One hundred years later, Gen. U.S. Grant, speaking to the Army of Tennessee on the anniversary of American independence, said: "Encourage free schools, and resolve that not one dollar appropriated for their support shall be appropriated to the support of any sectarian schools. Resolve that neither the State nor nation, nor both combined, shall support institutions of learning other than those sufficient to afford every child growing up in the land the opportunity of a good common- school education, unmixed with sectarian, pagan, or atheistical dogmas. Leave the matter of religion to the family altar, the church, and the private school, supported entirely by private contributions. Keep the church and the state forever separate."

The Education Department's exact proposals on the touchy issues of tuition tax credits and vouchers have yet to come down. But to sell it to a traditionally skeptical Congress, Bennett and his supporters will need to do more than sermonize about the necessity for choice, without addressing some of the very real concerns laid down in the writings of Jefferson and Grant and others. They will have to fit their proposals into the American religious tradition which is an American civil religion that has divided our public life from private beliefs.

But likewise the critics will need more to shoot down the proposals than the expressions of outrage and ritualistic appeals to the separation of church and state which does not now exist. The separation is an illusion that ignores student loan money flowing into colleges like Georgetown and Catholic University; it ignores tax-exempt church land and public school textbooks in parochial school classrooms.
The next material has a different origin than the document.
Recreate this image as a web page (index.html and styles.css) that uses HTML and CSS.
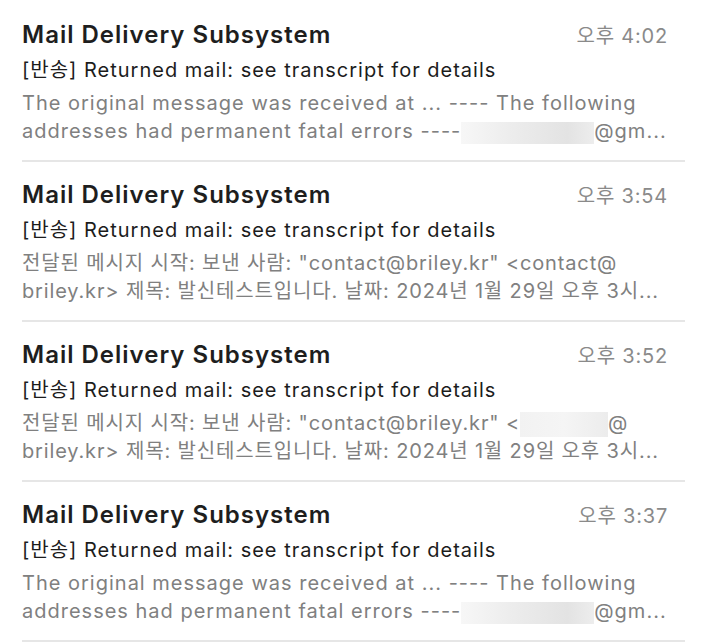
FILE: index.html
```html
<!DOCTYPE html>
<html lang="ko">
<head>
<meta charset="utf-8">
<link rel="stylesheet" href="styles.css">
</head>
<body>
<div class="list">
  <div class="item">
    <div class="head"><span class="sender">Mail Delivery Subsystem</span><span class="time">오후 4:02</span></div>
    <div class="subject">[반송] Returned mail: see transcript for details</div>
    <div class="preview">The original message was received at ... ---- The following<br>addresses had permanent fatal errors ----<span class="blur b1"></span>@gm...</div>
  </div>
  <div class="item">
    <div class="head"><span class="sender">Mail Delivery Subsystem</span><span class="time">오후 3:54</span></div>
    <div class="subject">[반송] Returned mail: see transcript for details</div>
    <div class="preview ko">전달된 메시지 시작: 보낸 사람: "contact@briley.kr" &lt;contact@<br>briley.kr&gt; 제목: 발신테스트입니다. 날짜: 2024년 1월 29일 오후 3시...</div>
  </div>
  <div class="item">
    <div class="head"><span class="sender">Mail Delivery Subsystem</span><span class="time">오후 3:52</span></div>
    <div class="subject">[반송] Returned mail: see transcript for details</div>
    <div class="preview ko">전달된 메시지 시작: 보낸 사람: "contact@briley.kr" &lt;<span class="blur b2"></span>@<br>briley.kr&gt; 제목: 발신테스트입니다. 날짜: 2024년 1월 29일 오후 3시...</div>
  </div>
  <div class="item">
    <div class="head"><span class="sender">Mail Delivery Subsystem</span><span class="time">오후 3:37</span></div>
    <div class="subject">[반송] Returned mail: see transcript for details</div>
    <div class="preview">The original message was received at ... ---- The following<br>addresses had permanent fatal errors ----<span class="blur b1"></span>@gm...</div>
  </div>
</div>
</body>
</html>
```

FILE: styles.css
```css
html, body {
  margin: 0;
  padding: 0;
  background: #ffffff;
}
body {
  font-family: Inter, "Noto Sans CJK KR", sans-serif;
  -webkit-font-smoothing: antialiased;
}
.list {
  padding: 2px 29px 0 22px;
}
.item {
  border-bottom: 2px solid #e6e6e6;
  padding-top: 18px;
  height: 140px;
}
.head {
  display: flex;
  justify-content: space-between;
  align-items: baseline;
  height: 30px;
  line-height: 30px;
}
.sender {
  font-size: 24px;
  font-weight: 600;
  letter-spacing: 1px;
  color: #1e1e1e;
}
.time {
  font-size: 20px;
  letter-spacing: 0.8px;
  color: #8a8a8a;
  margin-right: 17px;
}
.subject {
  margin-top: 5px;
  font-size: 20px;
  line-height: 30px;
  letter-spacing: 1px;
  color: #1c1c1c;
}
.preview {
  margin-top: 4px;
  font-size: 20px;
  line-height: 28px;
  letter-spacing: 1px;
  color: #808080;
}
.preview.ko {
  letter-spacing: 0.85px;
}
.blur {
  display: inline-block;
  vertical-align: middle;
  height: 22px;
  background: linear-gradient(90deg, #f7f7f7 0%, #ececec 40%, #e3e3e3 80%, #ededed 100%);
}
.b1 { width: 133px; }
.b2 { width: 88px; height: 25px; background: linear-gradient(90deg, #f2f2f2 0%, #f5f5f5 50%, #ececec 100%); }
```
If the critics have substantive arguments against tax credits, vouchers and school prayer, they must bring those to the forefront of the debate. They must address themselves to what many Americans see as a breakdown in the nation's social fabric, present alternative explanations and propose their own civil solutions. Otherwise, the debating ground is left to those who argue that the answer to today's pressing social problems lies On High.